## Your goal
Out of the lines below, please list those that hold the string "styles".

## Source excerpt
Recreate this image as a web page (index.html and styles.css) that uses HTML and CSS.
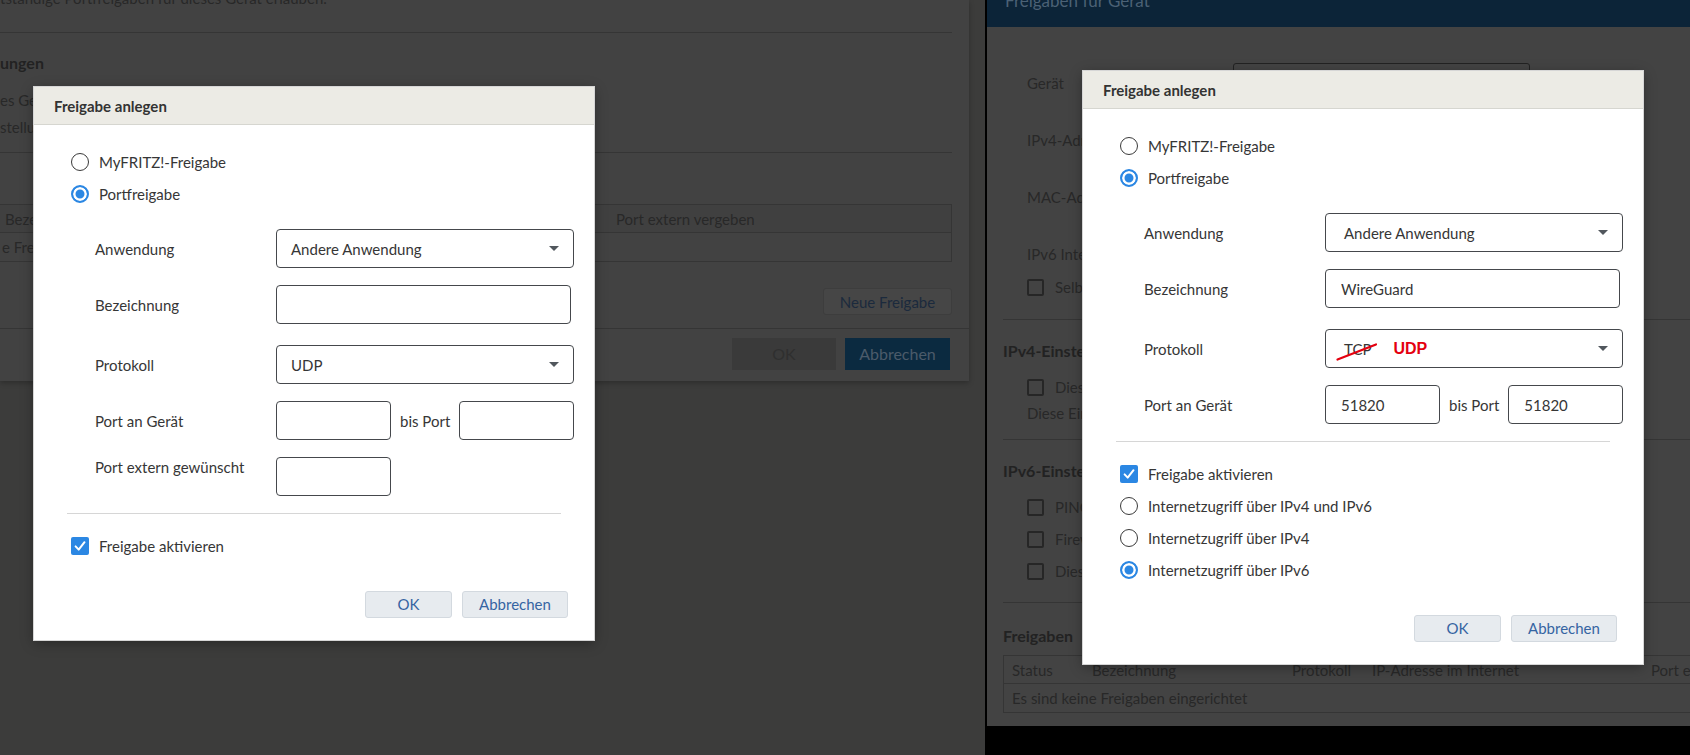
FILE: index.html
```html
<!DOCTYPE html>
<html lang="de">
<head>
<meta charset="utf-8">
<title>Freigaben für Gerät</title>
<link rel="stylesheet" href="styles.css">
</head>
<body>
<main class="screen">

  <!-- Older interface: port sharing page with the create dialog on top -->
  <section class="pane pane-old">
    <div class="page page-old">
      <p class="old-lead">tständige Portfreigaben für dieses Gerät erlauben.</p>
      <hr class="rule rule-lead">
      <h3 class="old-head">ungen</h3>
      <p class="old-line old-line-1">es Gerät komplett freigeben</p>
      <p class="old-line old-line-2">stellung gilt für IPv4.</p>
      <hr class="rule rule-mid">
      <div class="old-table">
        <div class="old-row old-row-head">
          <span class="old-cell old-cell-name">Bezeichnung</span>
          <span class="old-cell">Port extern vergeben</span>
        </div>
        <div class="old-row">
          <span class="old-cell old-cell-empty">e Freigaben</span>
        </div>
      </div>
      <div class="old-actions"><button class="old-btn-new" type="button">Neue Freigabe</button></div>
      <footer class="old-footer">
        <button class="old-btn-ok" type="button">OK</button>
        <button class="old-btn-cancel" type="button">Abbrechen</button>
      </footer>
    </div>

    <div class="dialog dialog-old">
      <div class="dialog-head">Freigabe anlegen</div>
      <div class="dialog-body">
        <div class="options">
          <label class="option"><span class="radio"></span>MyFRITZ!-Freigabe</label>
          <label class="option"><span class="radio is-on"></span>Portfreigabe</label>
        </div>
        <div class="fields">
          <div class="field">
            <span class="field-label">Anwendung</span>
            <div class="select"><span>Andere Anwendung</span><span class="caret"></span></div>
          </div>
          <div class="field field-name">
            <span class="field-label">Bezeichnung</span>
            <input class="input input-wide" type="text" value="">
          </div>
          <div class="field">
            <span class="field-label">Protokoll</span>
            <div class="select"><span>UDP</span><span class="caret"></span></div>
          </div>
          <div class="field">
            <span class="field-label">Port an Gerät</span>
            <input class="input input-port" type="text" value="">
            <span class="bis">bis Port</span>
            <input class="input input-port" type="text" value="">
          </div>
          <div class="field field-top">
            <span class="field-label">Port extern gewünscht</span>
            <input class="input input-port" type="text" value="">
          </div>
        </div>
        <hr class="dialog-rule">
        <div class="options options-after">
          <label class="option"><span class="check"><svg viewBox="0 0 18 18" width="18" height="18"><path d="M4.6 9.4l3.1 3.2 5.8-7.4" fill="none" stroke="#fff" stroke-width="2" stroke-linecap="round" stroke-linejoin="round"/></svg></span>Freigabe aktivieren</label>
        </div>
        <div class="dialog-buttons">
          <button class="btn btn-ok" type="button">OK</button>
          <button class="btn btn-cancel" type="button">Abbrechen</button>
        </div>
      </div>
    </div>
  </section>

  <!-- Newer interface: device sharing page with the create dialog on top -->
  <section class="pane pane-new">
    <div class="page page-new">
      <header class="page-bar"><h2 class="page-title">Freigaben für Gerät</h2></header>
      <div class="page-body">
        <div class="form-row form-row-first"><span class="form-label">Gerät</span><div class="bg-select"></div></div>
        <div class="form-row"><span class="form-label">IPv4-Adresse</span></div>
        <div class="form-row"><span class="form-label">MAC-Adresse</span></div>
        <div class="form-row"><span class="form-label">IPv6 Interface-ID</span></div>
        <div class="bg-check bg-check-self"><span class="bg-box"></span>Selbstständige Portfreigaben</div>
        <hr class="rule rule-new rule-a">
        <h3 class="bg-head bg-head-v4">IPv4-Einstellungen</h3>
        <div class="bg-check bg-check-v4"><span class="bg-box"></span>Dieses Gerät freigeben</div>
        <p class="bg-note">Diese Einstellung gilt für IPv4.</p>
        <hr class="rule rule-new rule-b">
        <h3 class="bg-head bg-head-v6">IPv6-Einstellungen</h3>
        <div class="bg-check bg-check-ping"><span class="bg-box"></span>PING6 freigeben</div>
        <div class="bg-check bg-check-next"><span class="bg-box"></span>Firewall öffnen</div>
        <div class="bg-check bg-check-next"><span class="bg-box"></span>Dieses Gerät freigeben</div>
        <hr class="rule rule-new rule-c">
        <h3 class="bg-head bg-head-list">Freigaben</h3>
        <div class="bg-table">
          <div class="bg-row bg-row-head">
            <span class="bg-cell">Status</span>
            <span class="bg-cell">Bezeichnung</span>
            <span class="bg-cell">Protokoll</span>
            <span class="bg-cell">IP-Adresse im Internet</span>
            <span class="bg-cell">Port extern</span>
          </div>
          <div class="bg-row bg-row-empty">
            <span class="bg-cell">Es sind keine Freigaben eingerichtet</span>
          </div>
        </div>
      </div>
    </div>

    <div class="dialog dialog-new">
      <div class="dialog-head">Freigabe anlegen</div>
      <div class="dialog-body">
        <div class="options">
          <label class="option"><span class="radio"></span>MyFRITZ!-Freigabe</label>
          <label class="option"><span class="radio is-on"></span>Portfreigabe</label>
        </div>
        <div class="fields">
          <div class="field">
            <span class="field-label">Anwendung</span>
            <div class="select"><span>Andere Anwendung</span><span class="caret"></span></div>
          </div>
          <div class="field field-name">
            <span class="field-label">Bezeichnung</span>
            <input class="input input-wide" type="text" value="WireGuard">
          </div>
          <div class="field">
            <span class="field-label">Protokoll</span>
            <div class="select">
              <span class="proto-old">TCP<svg class="strike" viewBox="0 0 42 20" width="42" height="20"><path d="M1.5 17.5 C 14 12.5, 27 7.5, 40 2.5" fill="none" stroke="#e4000f" stroke-width="2.2" stroke-linecap="round"/></svg></span>
              <span class="proto-new">UDP</span>
              <span class="caret"></span>
            </div>
          </div>
          <div class="field">
            <span class="field-label">Port an Gerät</span>
            <input class="input input-port" type="text" value="51820">
            <span class="bis">bis Port</span>
            <input class="input input-port" type="text" value="51820">
          </div>
        </div>
        <hr class="dialog-rule">
        <div class="options options-after">
          <label class="option"><span class="check"><svg viewBox="0 0 18 18" width="18" height="18"><path d="M4.6 9.4l3.1 3.2 5.8-7.4" fill="none" stroke="#fff" stroke-width="2" stroke-linecap="round" stroke-linejoin="round"/></svg></span>Freigabe aktivieren</label>
          <label class="option"><span class="radio"></span>Internetzugriff über IPv4 und IPv6</label>
          <label class="option"><span class="radio"></span>Internetzugriff über IPv4</label>
          <label class="option"><span class="radio is-on"></span>Internetzugriff über IPv6</label>
        </div>
        <div class="dialog-buttons">
          <button class="btn btn-ok" type="button">OK</button>
          <button class="btn btn-cancel" type="button">Abbrechen</button>
        </div>
      </div>
    </div>
  </section>

</main>
</body>
</html>
```

FILE: styles.css
```css
* {
  box-sizing: border-box;
}

html,
body {
  margin: 0;
  height: 100%;
}

body {
  background: #000;
  font-family: Lato, "Open Sans", sans-serif;
  font-size: 15px;
  line-height: 20px;
  color: #363636;
}

button,
input {
  font: inherit;
}

.screen {
  display: flex;
  width: 1690px;
  height: 755px;
  overflow: hidden;
}

.pane {
  position: relative;
  height: 755px;
  overflow: hidden;
}

.pane-old {
  width: 985px;
  flex: none;
  background: #3c3c3b;
}

.pane-new {
  flex: 1;
  background: #000;
}

/* ---------- dimmed page behind the left dialog ---------- */

.page-old {
  width: 969px;
  height: 381px;
  background: #424242;
  color: #282828;
  box-shadow: 0 2px 5px rgba(0, 0, 0, 0.25);
  display: flex;
  flex-direction: column;
  overflow: hidden;
}

.old-lead {
  margin: -12px 0 0;
  white-space: nowrap;
}

.rule {
  border: 0;
  border-top: 1px solid #353535;
  margin: 0;
  height: 0;
}

.rule-lead {
  margin: 24px 17px 0 0;
}

.old-head {
  margin: 20px 0 0;
  font-size: 16px;
  line-height: 20px;
  font-weight: 700;
  color: #222;
}

.old-line {
  margin: 0;
  white-space: nowrap;
}

.old-line-1 {
  margin-top: 17px;
}

.old-line-2 {
  margin-top: 7px;
}

.rule-mid {
  margin: 15px 17px 0 0;
}

.old-table {
  margin: 51px 17px 0 -1px;
  border: 1px solid #353535;
}

.old-row {
  display: grid;
  grid-template-columns: 607px 1fr;
  height: 28px;
  line-height: 28px;
}

.old-row-head {
  border-bottom: 1px solid #353535;
  background: #404040;
}

.old-cell {
  padding: 0 9px;
  white-space: nowrap;
}

.old-cell-name {
  padding-left: 5px;
}

.old-cell-empty {
  padding-left: 2px;
}

.old-actions {
  display: flex;
  justify-content: flex-end;
  margin: 26px 17px 0 0;
}

.old-btn-new {
  width: 129px;
  height: 27px;
  border: 1px solid #3d3d3d;
  border-radius: 3px;
  background: #464646;
  color: #1b2a3d;
  padding: 0;
}

.old-footer {
  display: flex;
  justify-content: flex-end;
  gap: 9px;
  margin-top: 13px;
  padding: 9px 19px 0 0;
  border-top: 1px solid #353535;
}

.old-btn-ok,
.old-btn-cancel {
  height: 32px;
  border: 0;
  padding: 0;
  font-size: 16px;
}

.old-btn-ok {
  width: 104px;
  background: #3a3a3a;
  color: #2f2f2f;
}

.old-btn-cancel {
  width: 105px;
  background: #0b2a40;
  color: #4b5b6a;
}

/* ---------- dimmed page behind the right dialog ---------- */

.page-new {
  margin-left: 2px;
  height: 726px;
  background: #434343;
  color: #282828;
  overflow: hidden;
  box-shadow: -1px 0 4px rgba(0, 0, 0, 0.4);
}

.page-bar {
  height: 27px;
  background: #0c2438;
  overflow: hidden;
}

.page-title {
  margin: -9px 0 0 18px;
  font-size: 17px;
  line-height: 20px;
  font-weight: 400;
  color: #4b6175;
  white-space: nowrap;
}

.page-body {
  padding-left: 16px;
}

.form-row {
  display: flex;
  align-items: center;
  height: 39px;
  margin-top: 18px;
  padding-left: 24px;
}

.form-row-first {
  margin-top: 36px;
}

.form-label {
  width: 206px;
  flex: none;
  white-space: nowrap;
}

.bg-select {
  width: 297px;
  height: 39px;
  border: 1px solid #222;
  border-radius: 3px;
}

.bg-check {
  display: flex;
  align-items: center;
  gap: 11px;
  height: 20px;
  padding-left: 24px;
  white-space: nowrap;
}

.bg-box {
  width: 17px;
  height: 17px;
  flex: none;
  border: 2px solid #262626;
  border-radius: 2px;
}

.bg-check-self {
  margin-top: 4px;
}

.rule-a {
  margin-top: 22px;
}

.bg-head {
  margin: 21px 0 0;
  font-size: 16px;
  line-height: 20px;
  font-weight: 700;
  color: #222;
  white-space: nowrap;
}

.bg-check-v4 {
  margin-top: 16px;
}

.bg-note {
  margin: 6px 0 0;
  padding-left: 24px;
  white-space: nowrap;
}

.rule-b {
  margin-top: 16px;
}

.bg-check-ping {
  margin-top: 16px;
}

.bg-check-next {
  margin-top: 12px;
}

.rule-c {
  margin-top: 21px;
}

.bg-head-list {
  margin-top: 23px;
}

.bg-table {
  margin-top: 9px;
  width: 760px;
  border: 1px solid #353535;
}

.bg-row {
  display: grid;
  grid-template-columns: 80px 200px 80px 279px 1fr;
  height: 28px;
  line-height: 28px;
}

.bg-row-head {
  border-bottom: 1px solid #353535;
}

.bg-row-empty {
  grid-template-columns: 1fr;
}

.bg-cell {
  padding-left: 8px;
  white-space: nowrap;
}

/* ---------- "Freigabe anlegen" dialog ---------- */

.dialog {
  position: absolute;
  width: 560px;
  background: #fff;
  box-shadow: 0 0 0 1px #d6d6d6, 0 3px 12px rgba(0, 0, 0, 0.35);
  color: #363636;
}

.dialog-old {
  top: 87px;
  left: 34px;
}

.dialog-new {
  top: 71px;
  left: 98px;
}

.dialog-head {
  height: 38px;
  padding: 1px 20px 0;
  background: #ecebe5;
  border-bottom: 1px solid #d6d6d0;
  font-weight: 700;
  line-height: 36px;
  color: #333;
}

.dialog-body {
  padding: 21px 33px 22px;
}

.options {
  display: flex;
  flex-direction: column;
}

.option {
  display: flex;
  align-items: center;
  height: 32px;
  padding-left: 4px;
  white-space: nowrap;
}

.radio {
  width: 18px;
  height: 18px;
  flex: none;
  margin-right: 10px;
  border: 1.5px solid #3a3a3a;
  border-radius: 50%;
}

.radio.is-on {
  border: 2px solid #2b87e3;
  background: #2b87e3;
  box-shadow: inset 0 0 0 2.5px #fff;
}

.check {
  width: 18px;
  height: 18px;
  flex: none;
  margin-right: 10px;
  border-radius: 2px;
  background: #2b87e3;
  display: flex;
}

.fields {
  margin-top: 19px;
}

.field {
  display: flex;
  align-items: center;
  padding-left: 28px;
}

.field + .field {
  margin-top: 17px;
}

.field-name + .field {
  margin-top: 21px;
}

.field-top {
  align-items: flex-start;
}

.field-label {
  width: 181px;
  flex: none;
  white-space: nowrap;
}

.select {
  display: flex;
  align-items: center;
  width: 298px;
  height: 39px;
  flex: none;
  padding: 0 14px;
  border: 1px solid #45484c;
  border-radius: 4px;
  white-space: nowrap;
}

.dialog-new .select {
  padding-left: 18px;
}

.caret {
  margin-left: auto;
  width: 0;
  height: 0;
  border-left: 5px solid transparent;
  border-right: 5px solid transparent;
  border-top: 5px solid #51575d;
}

.input {
  height: 39px;
  flex: none;
  padding: 0 15px;
  border: 1px solid #45484c;
  border-radius: 4px;
  color: #363636;
  background: #fff;
  outline: none;
}

.input-wide {
  width: 295px;
}

.input-port {
  width: 115px;
}

.bis {
  margin: 0 9px;
  white-space: nowrap;
}

.proto-old {
  position: relative;
}

/* red correction stroke drawn across the old protocol value */
.strike {
  position: absolute;
  left: -8px;
  top: 3px;
  overflow: visible;
}

.proto-new {
  margin-left: 22px;
  font-family: "Liberation Sans", Arial, sans-serif;
  font-weight: 700;
  font-size: 16px;
  color: #e4000f;
}

.dialog-rule {
  margin: 17px 0 0;
  height: 0;
  border: 0;
  border-top: 1px solid #d6d6d6;
}

.options-after {
  margin-top: 16px;
}

.dialog-buttons {
  display: flex;
  justify-content: flex-end;
  gap: 10px;
  margin: 29px -7px 0 0;
}

.btn {
  height: 27px;
  padding: 0;
  border: 1px solid #d3d9df;
  border-radius: 3px;
  background: #e7ebef;
  color: #3564a2;
  line-height: 25px;
}

.btn-ok {
  width: 87px;
}

.btn-cancel {
  width: 106px;
}
```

## Answer below
Recreate this image as a web page (index.html and styles.css) that uses HTML and CSS.
<link rel="stylesheet" href="styles.css">
FILE: styles.css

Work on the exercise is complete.